I don’t think that a determination of who was the aggressor made the difference here, despite how much it was talked about in previous news articles, though it may have. I base this pretty much solely on the fact that they don’t mention it in this article with specificity, and don’t seem to discuss the law or trial in a way that would necessarily be consistent with the outcome relying on that determination. But, for the sake of this article, let’s run through some analysis of how it could have come into play. In Louisiana, the aggressor cannot claim self-defense at all unless he withdraws from the conflict in good faith and in such a manner that his adversary knows or should know that he desires to withdraw and discontinue the conflict.
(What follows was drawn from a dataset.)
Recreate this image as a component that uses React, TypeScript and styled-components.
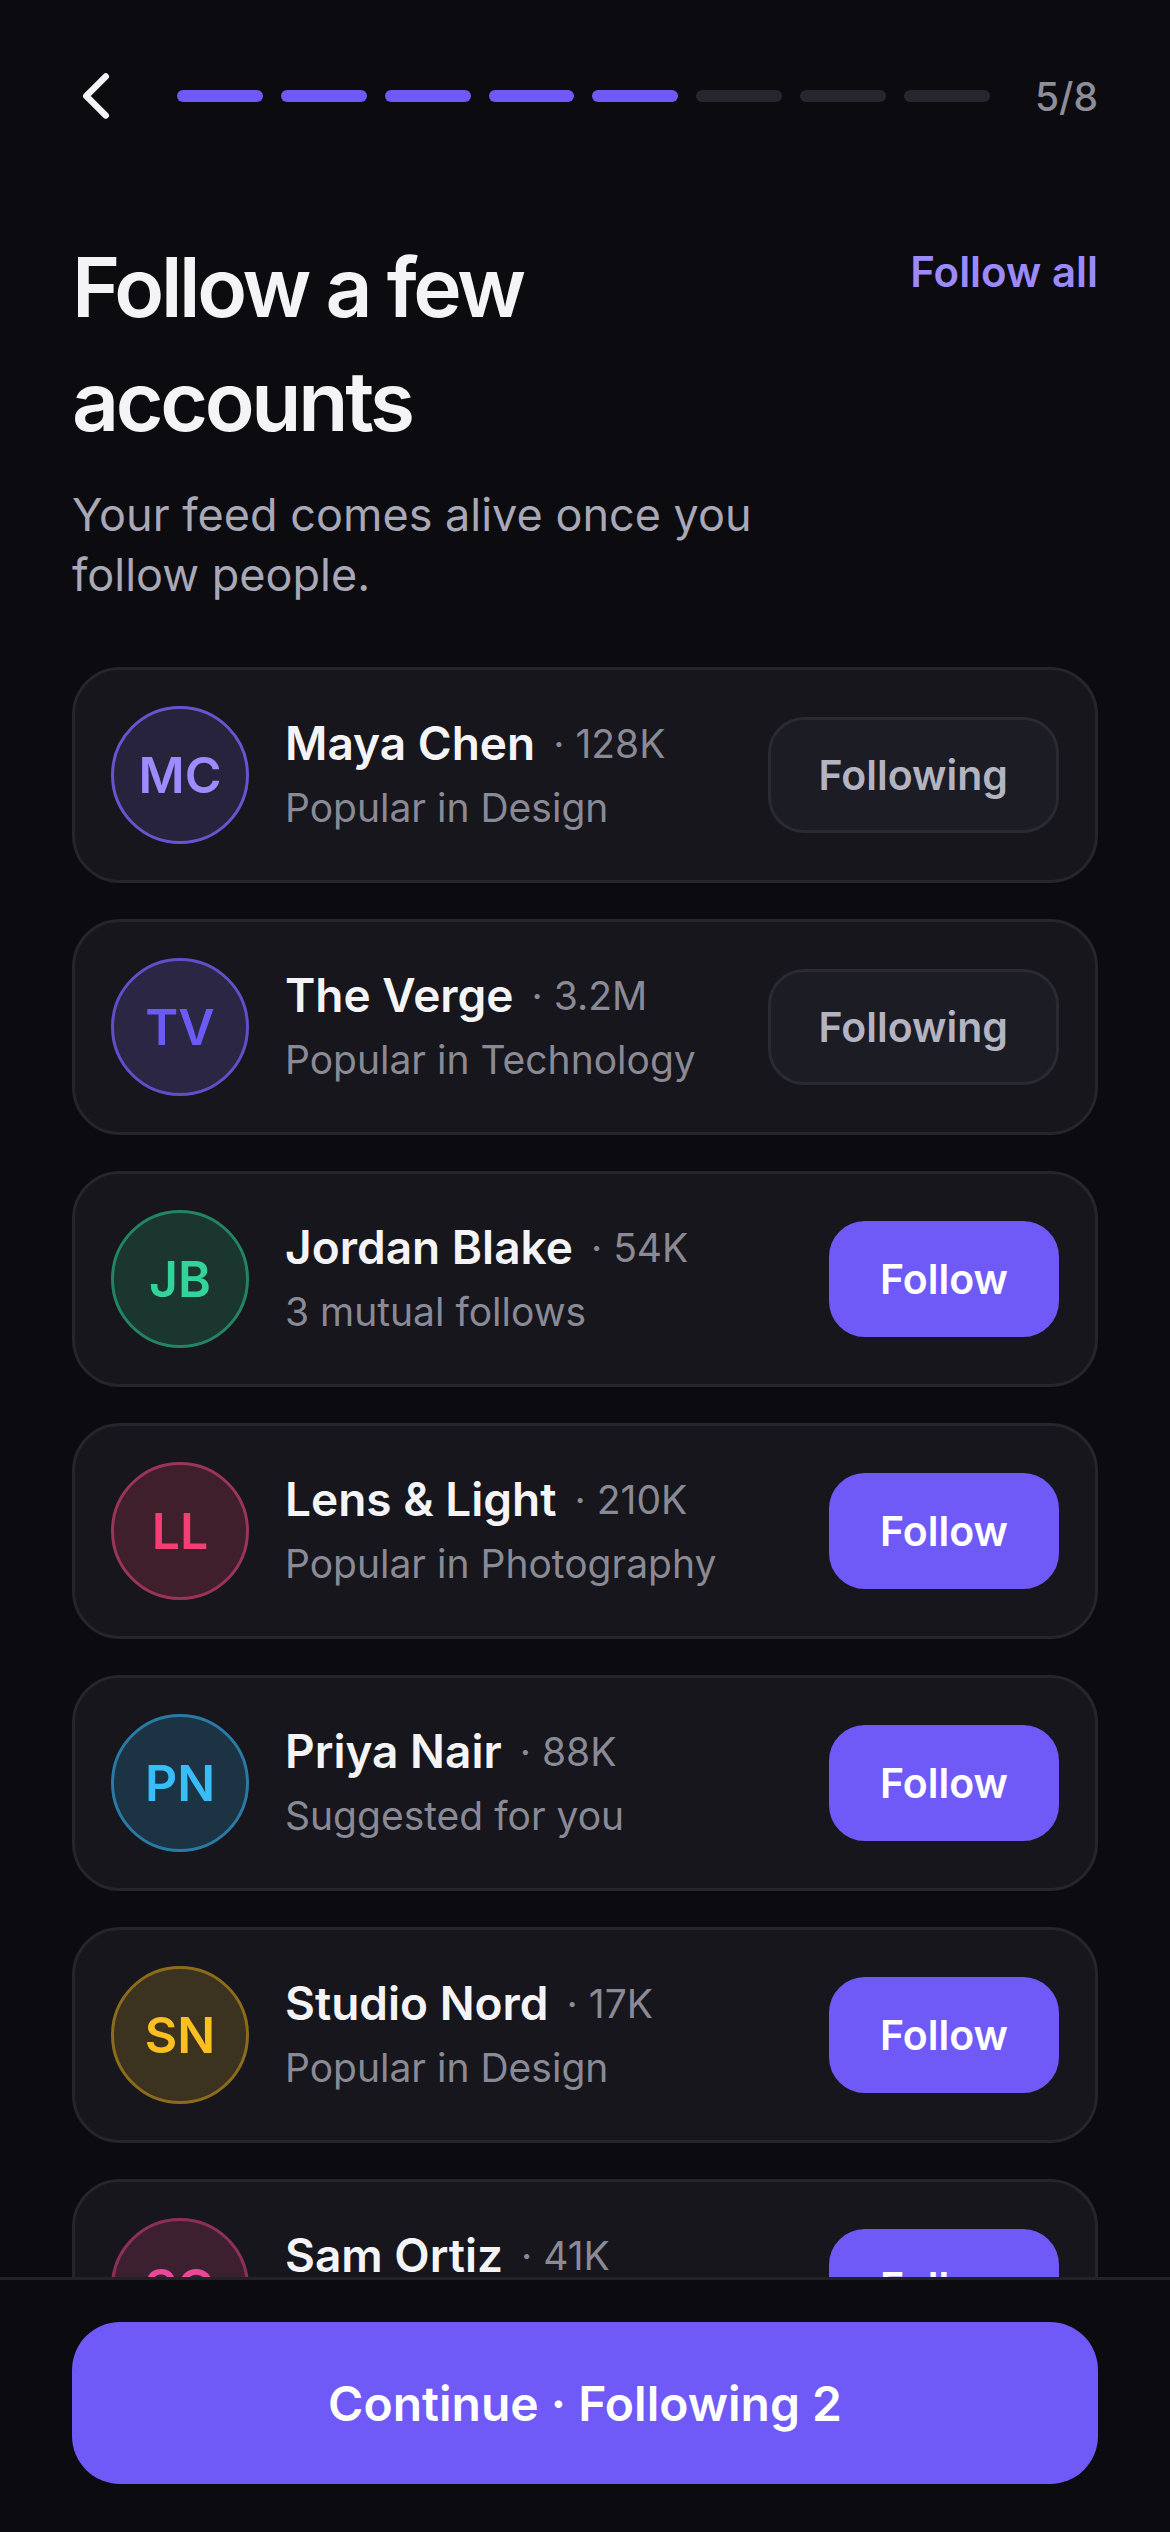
import * as React from 'react';
import styled, { createGlobalStyle } from 'styled-components';
import { ChevronLeft } from 'lucide-react';

interface Account {
    initials: string;
    name: string;
    count: string;
    reason: string;
    following: boolean;
    tone: 'violet' | 'indigo' | 'green' | 'rose' | 'sky' | 'amber' | 'pink';
}

const tones: Record<Account['tone'], { bg: string; border: string; text: string }> = {
    violet: { bg: '#28233d', border: '#6655cf', text: '#9d8cff' },
    indigo: { bg: '#2a2644', border: '#5f50c8', text: '#6c5af5' },
    green: { bg: '#1b352f', border: '#238463', text: '#34d39a' },
    rose: { bg: '#3f1f2c', border: '#9a3458', text: '#f43f75' },
    sky: { bg: '#1c3344', border: '#2a7aa6', text: '#38bdf8' },
    amber: { bg: '#3b3220', border: '#8c6b1a', text: '#fbbf24' },
    pink: { bg: '#3d2030', border: '#8e2f5a', text: '#ec4899' }
};

const accounts: Account[] = [
    { initials: 'MC', name: 'Maya Chen', count: '128K', reason: 'Popular in Design', following: true, tone: 'violet' },
    { initials: 'TV', name: 'The Verge', count: '3.2M', reason: 'Popular in Technology', following: true, tone: 'indigo' },
    { initials: 'JB', name: 'Jordan Blake', count: '54K', reason: '3 mutual follows', following: false, tone: 'green' },
    { initials: 'LL', name: 'Lens & Light', count: '210K', reason: 'Popular in Photography', following: false, tone: 'rose' },
    { initials: 'PN', name: 'Priya Nair', count: '88K', reason: 'Suggested for you', following: false, tone: 'sky' },
    { initials: 'SN', name: 'Studio Nord', count: '17K', reason: 'Popular in Design', following: false, tone: 'amber' },
    { initials: 'SO', name: 'Sam Ortiz', count: '41K', reason: '2 mutual follows', following: false, tone: 'pink' }
];

const GlobalStyle = createGlobalStyle`
    html, body {
        margin: 0;
        padding: 0;
        background: #0b0b10;
    }
    * {
        box-sizing: border-box;
    }
    body {
        font-family: Inter, 'Noto Sans', 'Liberation Sans', sans-serif;
        -webkit-font-smoothing: antialiased;
    }
`;

const Screen = styled.div`
    display: flex;
    flex-direction: column;
    width: 1170px;
    height: 100vh;
    background: #0b0b10;
    overflow: hidden;
`;

const Header = styled.header`
    display: flex;
    align-items: center;
    gap: 42px;
    height: 135px;
    padding: 57px 72px 0 57px;
    flex-shrink: 0;
`;

const BackButton = styled.button`
    display: flex;
    align-items: center;
    justify-content: center;
    width: 78px;
    height: 78px;
    padding: 0;
    border: none;
    background: transparent;
    color: #f4f4f7;
    cursor: pointer;
`;

const Progress = styled.div`
    display: flex;
    flex: 1;
    gap: 18px;
`;

const Segment = styled.div<{ done: boolean }>`
    flex: 1;
    height: 12px;
    border-radius: 6px;
    background: ${(props) => (props.done ? '#6f5af7' : '#26262f')};
`;

const StepCount = styled.span`
    margin-left: 3px;
    font-size: 39px;
    font-weight: 500;
    color: #8e8e9a;
    line-height: 1;
`;

const Scroll = styled.main`
    flex: 1;
    overflow: hidden;
    padding: 0 72px;
`;

const TitleRow = styled.div`
    display: flex;
    align-items: flex-start;
    justify-content: space-between;
    margin-top: 96px;
`;

const Title = styled.h1`
    max-width: 620px;
    margin: 0;
    font-size: 82px;
    line-height: 114px;
    font-weight: 600;
    letter-spacing: -3.3px;
    color: #f4f4f7;
`;

const FollowAll = styled.button`
    margin-top: 11px;
    padding: 0;
    border: none;
    background: transparent;
    font-family: inherit;
    font-size: 42px;
    line-height: 60px;
    font-weight: 600;
    color: #9b8afb;
    cursor: pointer;
`;

const Subtitle = styled.p`
    max-width: 780px;
    margin: 26px 0 0;
    font-size: 45px;
    line-height: 60px;
    color: #a8a8b6;
`;

const List = styled.div`
    display: flex;
    flex-direction: column;
    gap: 36px;
    margin-top: 62px;
`;

const Card = styled.div`
    display: flex;
    align-items: center;
    gap: 36px;
    padding: 36px;
    border: 3px solid #25252d;
    border-radius: 48px;
    background: #16161c;
`;

const Avatar = styled.div<{ tone: Account['tone'] }>`
    display: flex;
    align-items: center;
    justify-content: center;
    flex-shrink: 0;
    width: 138px;
    height: 138px;
    border-radius: 50%;
    border: 3px solid ${(props) => tones[props.tone].border};
    background: ${(props) => tones[props.tone].bg};
    color: ${(props) => tones[props.tone].text};
    font-size: 50px;
    font-weight: 600;
`;

const Info = styled.div`
    flex: 1;
    min-width: 0;
`;

const NameRow = styled.div`
    display: flex;
    align-items: center;
`;

const Name = styled.span`
    font-size: 46px;
    line-height: 57px;
    font-weight: 600;
    color: #f4f4f6;
`;

const Count = styled.span`
    margin-left: 18px;
    font-size: 39px;
    line-height: 57px;
    color: #8a8a96;
`;

const Reason = styled.div`
    margin-top: 9px;
    font-size: 39px;
    line-height: 54px;
    color: #8a8a96;
    white-space: nowrap;
`;

const FollowButton = styled.button<{ following: boolean }>`
    flex-shrink: 0;
    height: 116px;
    padding: 0 48px;
    border: 3px solid ${(props) => (props.following ? '#2a2a33' : '#6f5af7')};
    border-radius: 36px;
    background: ${(props) => (props.following ? '#1c1c24' : '#6f5af7')};
    color: ${(props) => (props.following ? '#b3b3c2' : '#ffffff')};
    font-family: inherit;
    font-size: 41px;
    font-weight: 600;
    cursor: pointer;
`;

const Footer = styled.footer`
    flex-shrink: 0;
    padding: 42px 72px 48px;
    border-top: 3px solid #22222a;
    background: #0b0b10;
`;

const ContinueButton = styled.button`
    width: 100%;
    height: 162px;
    border: none;
    border-radius: 48px;
    background: #6f5af7;
    color: #ffffff;
    font-family: inherit;
    font-size: 48px;
    font-weight: 600;
    cursor: pointer;
`;

function AccountCard({ account }: { account: Account }) {
    return (
        <Card>
            <Avatar tone={account.tone}>{account.initials}</Avatar>
            <Info>
                <NameRow>
                    <Name>{account.name}</Name>
                    <Count>· {account.count}</Count>
                </NameRow>
                <Reason>{account.reason}</Reason>
            </Info>
            <FollowButton following={account.following}>
                {account.following ? 'Following' : 'Follow'}
            </FollowButton>
        </Card>
    );
}

export default function App() {
    const step = 5;
    const total = 8;
    const followingCount = accounts.filter((a) => a.following).length;

    return (
        <Screen>
            <GlobalStyle />
            <Header>
                <BackButton aria-label="Back">
                    <ChevronLeft size={78} strokeWidth={2} />
                </BackButton>
                <Progress>
                    {Array.from({ length: total }, (_, i) => (
                        <Segment key={i} done={i < step} />
                    ))}
                </Progress>
                <StepCount>
                    {step}/{total}
                </StepCount>
            </Header>
            <Scroll>
                <TitleRow>
                    <Title>Follow a few accounts</Title>
                    <FollowAll>Follow all</FollowAll>
                </TitleRow>
                <Subtitle>Your feed comes alive once you follow people.</Subtitle>
                <List>
                    {accounts.map((account) => (
                        <AccountCard key={account.initials} account={account} />
                    ))}
                </List>
            </Scroll>
            <Footer>
                <ContinueButton>Continue · Following {followingCount}</ContinueButton>
            </Footer>
        </Screen>
    );
}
In this article, they were discussing whether or not his fear was reasonable, not whether he had the right to self-defense whatsoever, leading me to believe this was not the core issue.
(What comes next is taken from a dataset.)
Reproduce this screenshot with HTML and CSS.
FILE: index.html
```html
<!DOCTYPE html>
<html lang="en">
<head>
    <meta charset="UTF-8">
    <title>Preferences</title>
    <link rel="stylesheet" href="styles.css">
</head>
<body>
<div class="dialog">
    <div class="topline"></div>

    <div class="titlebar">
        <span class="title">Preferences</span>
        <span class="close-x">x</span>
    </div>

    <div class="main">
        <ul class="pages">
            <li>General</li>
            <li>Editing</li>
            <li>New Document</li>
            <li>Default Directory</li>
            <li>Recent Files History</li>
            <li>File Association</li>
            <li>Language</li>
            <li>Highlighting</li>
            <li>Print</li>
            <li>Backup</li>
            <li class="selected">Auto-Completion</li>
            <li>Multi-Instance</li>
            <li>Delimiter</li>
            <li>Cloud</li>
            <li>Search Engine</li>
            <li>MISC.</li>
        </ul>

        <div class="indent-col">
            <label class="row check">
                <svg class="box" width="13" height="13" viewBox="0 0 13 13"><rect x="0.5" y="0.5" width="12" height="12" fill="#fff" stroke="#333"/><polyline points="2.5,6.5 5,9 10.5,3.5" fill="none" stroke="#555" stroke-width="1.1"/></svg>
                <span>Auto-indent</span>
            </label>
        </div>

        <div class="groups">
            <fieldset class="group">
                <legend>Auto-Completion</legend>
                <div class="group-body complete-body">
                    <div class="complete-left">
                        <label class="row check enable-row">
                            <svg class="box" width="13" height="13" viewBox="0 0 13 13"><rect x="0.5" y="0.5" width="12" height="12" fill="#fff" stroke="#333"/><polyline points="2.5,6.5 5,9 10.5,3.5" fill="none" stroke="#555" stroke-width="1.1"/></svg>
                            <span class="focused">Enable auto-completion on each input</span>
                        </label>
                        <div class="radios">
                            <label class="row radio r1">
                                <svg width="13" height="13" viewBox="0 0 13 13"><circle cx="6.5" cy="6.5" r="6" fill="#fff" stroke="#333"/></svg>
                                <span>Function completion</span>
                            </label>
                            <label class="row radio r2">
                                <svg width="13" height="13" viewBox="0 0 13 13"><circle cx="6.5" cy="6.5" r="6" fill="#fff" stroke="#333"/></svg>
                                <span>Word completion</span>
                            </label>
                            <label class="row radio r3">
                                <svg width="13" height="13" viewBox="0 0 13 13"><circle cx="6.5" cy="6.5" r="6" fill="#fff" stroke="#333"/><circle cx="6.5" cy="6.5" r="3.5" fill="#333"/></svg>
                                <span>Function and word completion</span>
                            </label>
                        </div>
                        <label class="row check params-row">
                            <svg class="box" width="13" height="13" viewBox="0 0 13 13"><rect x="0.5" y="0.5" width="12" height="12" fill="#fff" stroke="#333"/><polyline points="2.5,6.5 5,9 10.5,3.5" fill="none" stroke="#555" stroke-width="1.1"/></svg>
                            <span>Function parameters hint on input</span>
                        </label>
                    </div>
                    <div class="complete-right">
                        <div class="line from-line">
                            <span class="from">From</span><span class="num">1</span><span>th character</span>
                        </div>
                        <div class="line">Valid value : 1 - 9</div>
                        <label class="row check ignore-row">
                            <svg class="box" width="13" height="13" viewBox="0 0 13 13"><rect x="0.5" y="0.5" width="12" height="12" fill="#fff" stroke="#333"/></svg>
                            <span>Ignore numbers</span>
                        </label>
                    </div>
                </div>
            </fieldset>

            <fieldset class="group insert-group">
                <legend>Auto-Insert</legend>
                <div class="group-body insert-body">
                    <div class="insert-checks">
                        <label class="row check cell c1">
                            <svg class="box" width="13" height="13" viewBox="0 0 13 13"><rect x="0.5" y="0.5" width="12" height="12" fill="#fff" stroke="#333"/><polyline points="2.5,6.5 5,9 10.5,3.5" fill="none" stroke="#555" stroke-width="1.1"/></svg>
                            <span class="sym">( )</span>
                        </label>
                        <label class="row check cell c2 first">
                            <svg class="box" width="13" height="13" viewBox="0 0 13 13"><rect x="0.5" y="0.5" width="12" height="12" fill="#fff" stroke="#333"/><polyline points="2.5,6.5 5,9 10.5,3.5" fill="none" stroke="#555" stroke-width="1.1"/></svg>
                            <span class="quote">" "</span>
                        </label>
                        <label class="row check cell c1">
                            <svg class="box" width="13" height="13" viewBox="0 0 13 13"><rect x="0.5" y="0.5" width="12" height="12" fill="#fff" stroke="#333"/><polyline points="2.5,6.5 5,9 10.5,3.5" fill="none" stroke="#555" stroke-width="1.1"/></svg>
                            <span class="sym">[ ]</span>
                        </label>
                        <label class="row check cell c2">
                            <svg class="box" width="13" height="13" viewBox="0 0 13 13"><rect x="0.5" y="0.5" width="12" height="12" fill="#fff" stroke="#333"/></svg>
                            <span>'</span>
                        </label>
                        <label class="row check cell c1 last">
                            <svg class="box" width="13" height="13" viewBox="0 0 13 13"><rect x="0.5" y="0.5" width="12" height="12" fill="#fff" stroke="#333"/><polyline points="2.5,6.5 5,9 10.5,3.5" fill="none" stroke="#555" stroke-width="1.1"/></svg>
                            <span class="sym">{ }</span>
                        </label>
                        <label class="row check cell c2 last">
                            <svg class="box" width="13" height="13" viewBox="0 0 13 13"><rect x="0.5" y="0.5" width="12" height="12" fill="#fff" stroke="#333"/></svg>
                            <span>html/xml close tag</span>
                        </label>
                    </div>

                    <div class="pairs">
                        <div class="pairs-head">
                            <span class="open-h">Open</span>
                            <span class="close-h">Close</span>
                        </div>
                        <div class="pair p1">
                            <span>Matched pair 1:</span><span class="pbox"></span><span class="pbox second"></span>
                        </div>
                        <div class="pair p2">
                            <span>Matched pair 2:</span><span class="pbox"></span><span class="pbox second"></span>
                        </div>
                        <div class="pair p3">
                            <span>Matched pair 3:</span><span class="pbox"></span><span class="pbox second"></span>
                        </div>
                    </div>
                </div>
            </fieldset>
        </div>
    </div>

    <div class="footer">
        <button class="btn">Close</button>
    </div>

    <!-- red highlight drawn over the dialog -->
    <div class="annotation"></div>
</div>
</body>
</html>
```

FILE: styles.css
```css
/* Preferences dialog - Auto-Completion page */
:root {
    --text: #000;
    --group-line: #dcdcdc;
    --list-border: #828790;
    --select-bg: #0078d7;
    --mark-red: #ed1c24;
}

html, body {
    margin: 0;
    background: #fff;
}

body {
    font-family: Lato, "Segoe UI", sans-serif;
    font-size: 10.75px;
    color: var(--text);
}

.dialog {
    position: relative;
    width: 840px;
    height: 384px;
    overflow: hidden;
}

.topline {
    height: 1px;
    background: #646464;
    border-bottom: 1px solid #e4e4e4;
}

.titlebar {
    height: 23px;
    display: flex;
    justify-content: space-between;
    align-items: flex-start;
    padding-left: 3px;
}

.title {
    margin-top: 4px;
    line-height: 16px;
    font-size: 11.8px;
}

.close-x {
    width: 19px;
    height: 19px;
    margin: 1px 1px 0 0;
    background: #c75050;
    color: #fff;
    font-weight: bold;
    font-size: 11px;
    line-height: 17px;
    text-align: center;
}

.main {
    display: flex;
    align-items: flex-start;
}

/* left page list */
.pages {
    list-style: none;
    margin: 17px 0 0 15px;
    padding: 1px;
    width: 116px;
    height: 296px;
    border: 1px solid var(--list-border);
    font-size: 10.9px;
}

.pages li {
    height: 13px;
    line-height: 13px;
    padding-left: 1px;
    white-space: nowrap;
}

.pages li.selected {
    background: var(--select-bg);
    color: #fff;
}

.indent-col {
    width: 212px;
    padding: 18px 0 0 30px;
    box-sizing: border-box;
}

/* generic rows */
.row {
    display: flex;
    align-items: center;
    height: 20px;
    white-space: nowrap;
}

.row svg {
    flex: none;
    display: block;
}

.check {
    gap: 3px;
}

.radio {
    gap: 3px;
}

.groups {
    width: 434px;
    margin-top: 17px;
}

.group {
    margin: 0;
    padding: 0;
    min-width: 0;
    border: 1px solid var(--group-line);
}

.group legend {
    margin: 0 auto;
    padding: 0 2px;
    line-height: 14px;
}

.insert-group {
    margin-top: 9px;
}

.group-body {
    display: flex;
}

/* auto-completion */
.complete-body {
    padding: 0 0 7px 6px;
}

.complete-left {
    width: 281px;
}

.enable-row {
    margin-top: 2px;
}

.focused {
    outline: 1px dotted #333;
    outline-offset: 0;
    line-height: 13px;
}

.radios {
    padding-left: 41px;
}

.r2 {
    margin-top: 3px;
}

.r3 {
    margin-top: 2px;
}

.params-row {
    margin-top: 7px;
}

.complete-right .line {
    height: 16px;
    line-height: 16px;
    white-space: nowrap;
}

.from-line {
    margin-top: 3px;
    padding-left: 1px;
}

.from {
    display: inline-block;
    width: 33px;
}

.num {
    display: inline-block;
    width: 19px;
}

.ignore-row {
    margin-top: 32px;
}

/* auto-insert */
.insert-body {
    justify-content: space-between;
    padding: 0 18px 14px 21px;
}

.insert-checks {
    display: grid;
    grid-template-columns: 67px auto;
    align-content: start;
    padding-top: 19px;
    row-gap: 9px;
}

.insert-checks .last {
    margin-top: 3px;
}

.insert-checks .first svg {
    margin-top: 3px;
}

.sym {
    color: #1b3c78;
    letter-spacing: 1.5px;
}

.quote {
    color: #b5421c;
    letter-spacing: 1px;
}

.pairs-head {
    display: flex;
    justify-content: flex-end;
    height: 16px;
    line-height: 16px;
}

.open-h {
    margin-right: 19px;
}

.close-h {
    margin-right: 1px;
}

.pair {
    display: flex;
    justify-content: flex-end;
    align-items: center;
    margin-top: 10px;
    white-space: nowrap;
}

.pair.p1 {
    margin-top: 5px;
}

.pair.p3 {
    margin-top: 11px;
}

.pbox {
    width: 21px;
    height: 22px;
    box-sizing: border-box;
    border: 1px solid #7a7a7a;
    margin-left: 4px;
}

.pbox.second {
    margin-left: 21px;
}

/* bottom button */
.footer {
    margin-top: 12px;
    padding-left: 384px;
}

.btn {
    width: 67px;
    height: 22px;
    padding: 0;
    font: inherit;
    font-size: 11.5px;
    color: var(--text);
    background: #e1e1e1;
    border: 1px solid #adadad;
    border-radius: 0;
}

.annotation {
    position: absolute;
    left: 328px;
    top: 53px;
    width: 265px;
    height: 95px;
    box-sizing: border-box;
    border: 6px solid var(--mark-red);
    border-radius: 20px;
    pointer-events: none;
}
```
However, it could have been important. The jury may have been considering his duty to retreat in terms of trying to decide if he was the aggressor or not. Had they found him to be the aggressor at any point, they would have to determine whether or not he had, prior to the shooting, withdrawn from the conflict in good faith and in such a manner that his adversary knows or should know that he desires to withdraw and discontinue the conflict. This requirement of withdrawal from the conflict is, essentially, a duty to retreat. As I state in my classes, an aggressor does have a duty to retreat (withdraw) before he can claim self-defense.
So again, whether or not you look at it as “unlawful activity” or Gasser’s status as the aggressor that provided a duty to retreat, it seems like the court got this one right. It is a great example of why I call my operation “PaciFIST Firearms” and why I have my PaciFIST Principles. Even if the law does not impose a duty to retreat on you, if retreat is the better option (as it seemed to be in this case) retreat is a good idea. Even if McKnight started the altercation, this result goes to show you why taking the bait and choosing to engage further in an altercation, even if you didn’t “start it,” is never a good idea.